I am reading Jech's "Set Theory" and I got into troubles at page 4 (doh...). Here there is the framework with the question.
The next is the definition of an (axiom) schema of Naive Set Theory that is proved to be false via what is known as Russell's Paradox.
Axiom Schema of Comprehension: If $P$ is a property, then there exists a set $Y := \{ x : P(x)\}$.
Jech writes:
"The safe way to eliminate paradoxes of this type is to abandon the Schema of Comprehension and keep its weak version, the Schema of Separation:
If $P$ is a property, then for any $X$ there exists a set $Y =\{ x \in X : P(x) \}$."
Then he goes on to write:
"Once we give up the full Comprehension Schema, Russell’s Paradox is no longer a threat; moreover, it provides this useful information: The set of all sets does not exist."

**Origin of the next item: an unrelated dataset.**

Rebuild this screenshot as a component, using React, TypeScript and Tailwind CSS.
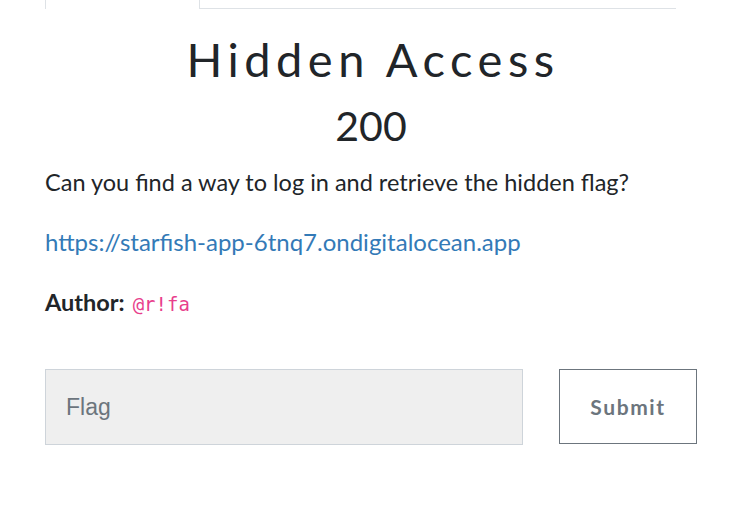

These last two statements are the ones that I do not really get. Below my questions.
QUESTION:
I always thought that the problem of Naive Set Theory comes from the lack of an hierarchy of sets. By replacing Comprehension with Separation and defining $P(x)$ as the property of not being a member of itself, we can still write something like $X \notin X$. The thing is that I do not really understand this expression, i.e., I thought that essentially it is not allowed (does not make any sense) to write such an expression in ZF.
Hence, what am I missing?
[Mind that I found this vary nice answer by Asaf Karagila to a previous question where – at the end – Russell's paradox is seen as a theorem. I know and understand that once we accept ZF the paradox becomes (has to) a theorem: the problem is I don't think I actually understand how we can still phrase this theorem in ZF]
Any feedback will be more than welcome.
Thank you for your time.
PS: In the title I write "Russell's property" exactly because that is my problem (and the paradox obtained via that property becomes a theorem in ZF).